At first blush, it looks like the quantum computer was just used to generate random noise? Which was then checked to see if it was the private key? Surely that can't be.
The github README [0] is quite extensive, and I'm not able to parse the particulars of all the sections myself without more research. One thing that caught my eye: "The key insight is that Shor's post-processing is robust to noise in a way that raw bitstring analysis is not."
"This result sits between the classical noise floor and the theoretical quantum advantage regime. At larger curve sizes where n >> shots, the noise baseline drops below 1% and any successful key recovery becomes strong evidence of quantum computation."
So... is one of the main assertions here simply that quantum noise fed into Shor's algorithm results in requiring meaningfully fewer "shots" (this is the word used in the README) to find the secret?

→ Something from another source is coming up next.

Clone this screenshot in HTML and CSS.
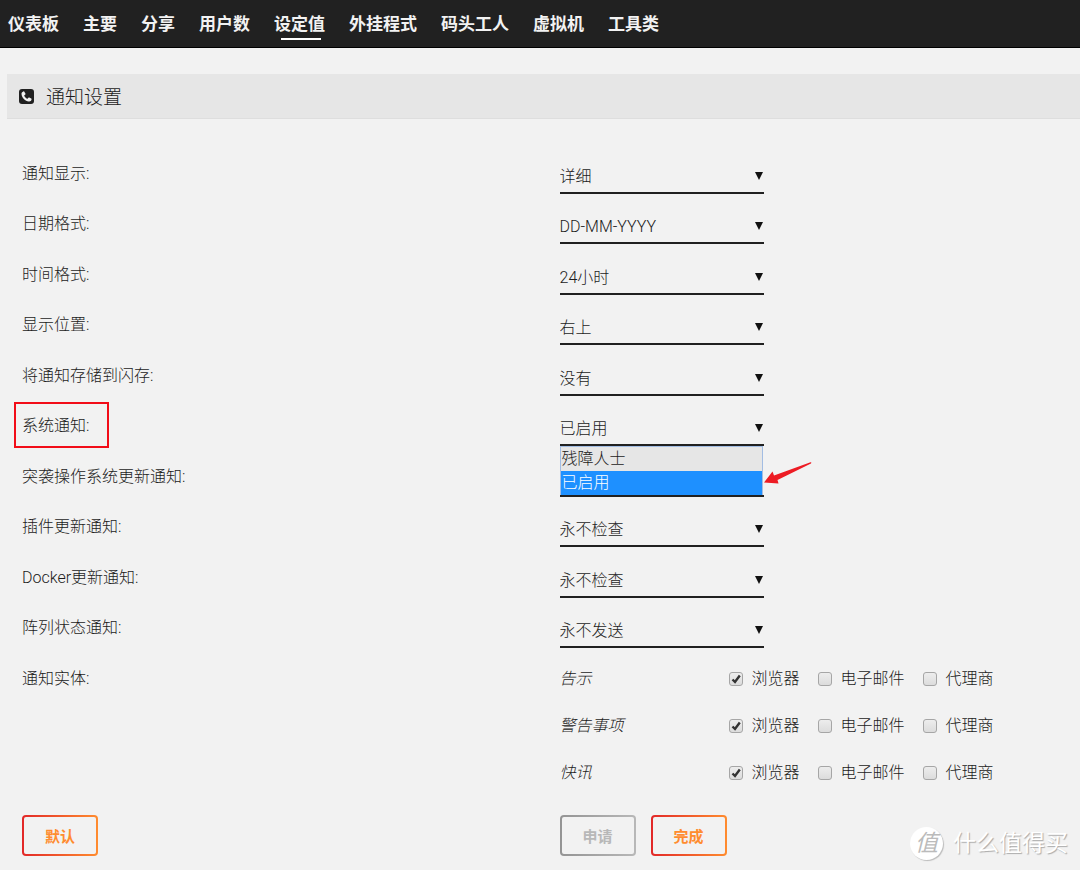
FILE: index.html
```html
<!DOCTYPE html>
<html lang="zh-CN">
<head>
<meta charset="utf-8">
<meta name="viewport" content="width=device-width, initial-scale=1">
<title>通知设置</title>
<link rel="stylesheet" href="styles.css">
</head>
<body>
<nav class="menu">
  <a href="#">仪表板</a>
  <a href="#">主要</a>
  <a href="#">分享</a>
  <a href="#">用户数</a>
  <a href="#" class="active" aria-current="page">设定值</a>
  <a href="#">外挂程式</a>
  <a href="#">码头工人</a>
  <a href="#">虚拟机</a>
  <a href="#">工具类</a>
</nav>
<main>
  <header class="title">
    <svg class="title-icon" viewBox="0 0 15 15" aria-hidden="true">
      <rect width="15" height="15" rx="3" fill="#212121"/>
      <path d="M4.400 2.400C3.100 2.800 2.400 3.700 2.500 5c.4 3.900 3.600 7.200 7.400 7.500 1.400.1 2.500-.7 2.700-2.200 0-.4-.1-.5-.4-.7L10.300 8.500c-.4-.2-.6-.1-.9.200l-.7.900c-.2.200-.4.200-.6.100C6.900 9.100 5.900 8 5.300 6.900c-.1-.3-.1-.4.1-.6l.9-.8c.2-.2.300-.4.2-.7L5.300 2.800c-.2-.4-.4-.5-.9-.4z" fill="#f2f2f2"/>
    </svg>
    <h1>通知设置</h1>
  </header>
  <form class="settings">
    <div class="row">
      <label for="display">通知显示:</label>
      <div class="pick"><select id="display"><option>详细</option></select></div>
    </div>
    <div class="row">
      <label for="date">日期格式:</label>
      <div class="pick"><select id="date"><option>DD-MM-YYYY</option></select></div>
    </div>
    <div class="row">
      <label for="time">时间格式:</label>
      <div class="pick"><select id="time"><option>24小时</option></select></div>
    </div>
    <div class="row">
      <label for="position">显示位置:</label>
      <div class="pick"><select id="position"><option>右上</option></select></div>
    </div>
    <div class="row">
      <label for="flash">将通知存储到闪存:</label>
      <div class="pick"><select id="flash"><option>没有</option></select></div>
    </div>
    <div class="row">
      <label for="system" class="marked">系统通知:</label>
      <div class="pick">
        <select id="system"><option>残障人士</option><option selected>已启用</option></select>
        <ul class="options" role="listbox" aria-label="系统通知">
          <li role="option" aria-selected="false">残障人士</li>
          <li role="option" aria-selected="true">已启用</li>
        </ul>
        <svg class="arrow" viewBox="0 0 48 22" aria-hidden="true">
          <path d="M0 20.500 8.500 9.500 10 13.500 46.500.300Q48 .200 47 1.600L13.500 18 14.500 21.500Z" fill="#ed1c24"/>
        </svg>
      </div>
    </div>
    <div class="row">
      <label for="os">突袭操作系统更新通知:</label>
      <div class="pick"><select id="os"><option></option></select></div>
    </div>
    <div class="row">
      <label for="plugin">插件更新通知:</label>
      <div class="pick"><select id="plugin"><option>永不检查</option></select></div>
    </div>
    <div class="row">
      <label for="docker">Docker更新通知:</label>
      <div class="pick"><select id="docker"><option>永不检查</option></select></div>
    </div>
    <div class="row">
      <label for="array">阵列状态通知:</label>
      <div class="pick"><select id="array"><option>永不发送</option></select></div>
    </div>
    <div class="entities">
      <span class="entities-name">通知实体:</span>
      <div>
        <div class="entity" role="group" aria-label="告示">
          <em>告示</em>
          <label><input type="checkbox" checked>浏览器</label>
          <label><input type="checkbox">电子邮件</label>
          <label><input type="checkbox">代理商</label>
        </div>
        <div class="entity" role="group" aria-label="警告事项">
          <em>警告事项</em>
          <label><input type="checkbox" checked>浏览器</label>
          <label><input type="checkbox">电子邮件</label>
          <label><input type="checkbox">代理商</label>
        </div>
        <div class="entity" role="group" aria-label="快讯">
          <em>快讯</em>
          <label><input type="checkbox" checked>浏览器</label>
          <label><input type="checkbox">电子邮件</label>
          <label><input type="checkbox">代理商</label>
        </div>
      </div>
    </div>
    <div class="actions">
      <div><button type="reset">默认</button></div>
      <div class="actions-main">
        <button type="submit" disabled>申请</button>
        <button type="button">完成</button>
      </div>
    </div>
  </form>
</main>
<div class="watermark"><span class="badge">值</span><span>什么值得买</span></div>
</body>
</html>
```
FILE: styles.css
```css
* {
  box-sizing: border-box;
}

body {
  position: relative;
  margin: 0;
  min-height: 100vh;
  background: #f2f2f2;
  color: #1c1b1b;
  font: 300 16px/24px Roboto, "Noto Sans CJK SC", sans-serif;
}

.menu {
  display: flex;
  gap: 24px;
  height: 48px;
  padding-left: 8px;
  background: #212121;
  border-bottom: 1px solid #000;
}

.menu a {
  position: relative;
  color: #f2f2f2;
  font-size: 17px;
  font-weight: 700;
  line-height: 49px;
  text-decoration: none;
  white-space: nowrap;
}

.menu .active::after {
  content: "";
  position: absolute;
  left: 7px;
  right: 4px;
  bottom: 7px;
  height: 2px;
  background: #fff;
}

.title {
  display: flex;
  align-items: center;
  gap: 12px;
  height: 45px;
  margin: 26px 0 0 7px;
  padding-left: 12px;
  background: #e6e6e6;
  border-bottom: 1px solid #dedede;
}

.title-icon {
  width: 15px;
  height: 15px;
}

.title h1 {
  margin: 0;
  padding-top: 3px;
  font-size: 19px;
  font-weight: 300;
}

.settings {
  padding: 31px 4px 14px 22px;
}

.row,
.entities,
.actions {
  display: grid;
  grid-template-columns: 51% 49%;
  align-items: start;
}

.row {
  height: 50px;
}

.row:nth-child(even) {
  height: 51px;
}

.row > label,
.entities-name {
  justify-self: start;
  line-height: 48px;
}

.marked {
  position: relative;
}

.marked::after {
  content: "";
  position: absolute;
  inset: 0 -20px 2px -8px;
  border: 2px solid #f20d18;
}

.pick {
  position: relative;
  width: 204px;
  padding-top: 7px;
}

.pick::after {
  content: "";
  position: absolute;
  right: 1px;
  top: 22px;
  border: 4px solid transparent;
  border-top: 8px solid #111;
  border-bottom: 0;
  pointer-events: none;
}

.pick select {
  display: block;
  width: 100%;
  height: 37px;
  margin: 0;
  padding: 4px 0 0;
  appearance: none;
  background: transparent;
  border: 0;
  border-bottom: 2px solid #212121;
  border-radius: 0;
  color: inherit;
  font: inherit;
}

.options {
  position: absolute;
  z-index: 1;
  top: 44px;
  left: 0;
  width: 203px;
  margin: 0;
  padding: 0;
  list-style: none;
  background: #e6e6e6;
  border: 1px solid #a3bde3;
  border-bottom: 0;
}

.options li {
  padding-left: 1px;
  line-height: 24px;
}

.options [aria-selected="true"] {
  background: #1e90ff;
  color: #fff;
}

.arrow {
  position: absolute;
  left: 204px;
  top: 60px;
  width: 48px;
  height: 22px;
}

.entity {
  display: flex;
  align-items: center;
  gap: 18px;
  height: 47px;
}

.entity em {
  width: 151px;
}

.entity label {
  display: flex;
  align-items: center;
  gap: 9px;
  white-space: nowrap;
}

.entity input {
  width: 14px;
  height: 14px;
  margin: 0;
  appearance: none;
  background: linear-gradient(#ededed, #dcdcdc);
  border: 1px solid #a6a6a6;
  border-radius: 3px;
}

.entity input:checked {
  background: url("data:image/svg+xml,%3Csvg xmlns='http://www.w3.org/2000/svg' viewBox='0 0 12 12'%3E%3Cpath d='M2.500 6.500 5 9 9.800 2.500' fill='none' stroke='%23333' stroke-width='2.400'/%3E%3C/svg%3E"), linear-gradient(#ededed, #dcdcdc);
}

.actions {
  margin-top: 19px;
}

.actions-main {
  display: flex;
  gap: 15px;
}

.actions button {
  width: 76px;
  height: 41px;
  padding: 2px 0 0;
  background: linear-gradient(#f2f2f2, #f2f2f2) padding-box, linear-gradient(90deg, #e22828, #ff8c2f) border-box;
  border: 2px solid transparent;
  border-radius: 4px;
  color: #ff8c2f;
  font: inherit;
  font-size: 15px;
  font-weight: 700;
}

.actions button:disabled {
  background: linear-gradient(#f2f2f2, #f2f2f2) padding-box, linear-gradient(90deg, #949494, #b8b8b8) border-box;
  color: #b8b8b8;
}

.watermark {
  position: absolute;
  right: 12px;
  bottom: 10px;
  display: flex;
  align-items: center;
  gap: 10px;
  color: #fff;
  font-size: 23px;
  font-weight: 400;
  line-height: 33px;
  text-shadow: 1px 1px 1px #aaa;
}

.badge {
  width: 33px;
  height: 33px;
  border-radius: 50%;
  background: #fff;
  box-shadow: 1px 1px 1px #bbb;
  color: #bbb;
  font-style: italic;
  text-align: center;
  text-shadow: none;
}
```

Someone help me understand all this. Unless I'm missing something big, I'm not sure I'm ready to call this an advancement toward Q-Day in any real-world sense.
We are still doing science and engineering experiments, not making production anything.
QC relies on the observed output being statistically significant. This rebuttal is pointing out that Project Eleven only ran the algorithm once. At this point, there is no proof the IBM QC platform is generating anything statistically significant, especially more significant than the performance of feeding it /dev/urandom.
Basically, there is no proof this was real quantum computing instead of random noise picked up by the hardware inside the QC.
Now to show that the QC is doing anything against this rebuttal, they have it run it a significant number of times and show that it breaks the key a larger amount of times than feeding it a uniform distributed random noise source like /dev/urandom.